Back nearly a century ago, as physics began to develop more subtle views of matter and nature, the prominent scientist Sir James Jeans remarked that the universe was beginning to seem to him less like an object and more like a thought. However we react to such a claim, or parse it out, it's clear that the direction of fundamental science has portrayed a stranger universe than ancient materialists could even have begun to suspect. And as they've done so, the difference between the worldview of a person who sees reason behind happenstance and one who resists any view not rooted in manifest nature, is perhaps not as great as it was in the past, and gives the negative proclivity of our Yale friends less to hold onto firmly.
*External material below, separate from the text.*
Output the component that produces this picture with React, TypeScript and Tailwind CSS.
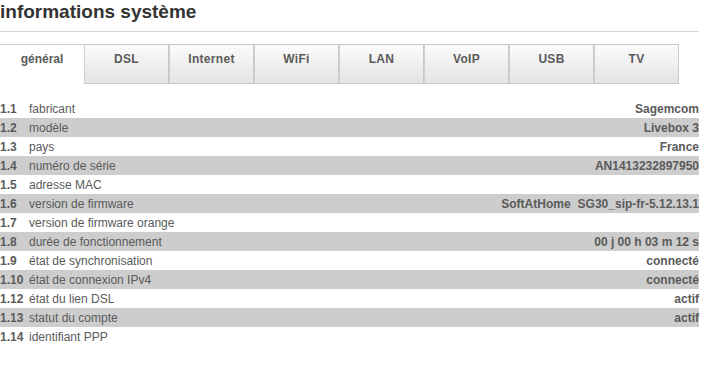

Moreover, if we were to endorse the flat naturalistic worldview that Bloom and Banerjee seem to assume, holding that there are no supernatural agents like a God, or even immaterial souls or minds distinct from material brains, then as it turns out, we'll have an embarrassingly difficult time believing that anything actually happens for a reason in this world, as distinct from a natural cause. But that's not often acknowledged, and rather tends to mask itself in the creation of new definitions of free will, intentionality, and purposiveness that desperately try to accommodate human reason and responsibility in a universe actually devoid of real agency.

The Yale guys want us to resist our natural urge to look for reasons in the world, but in the end, they give us no good reasons not to do so. And we have to look for such reasons, or else we have no grounds for sharing their discomfort.

I even think that there's a reason their article appeared when it did, and caught my eye. How about you?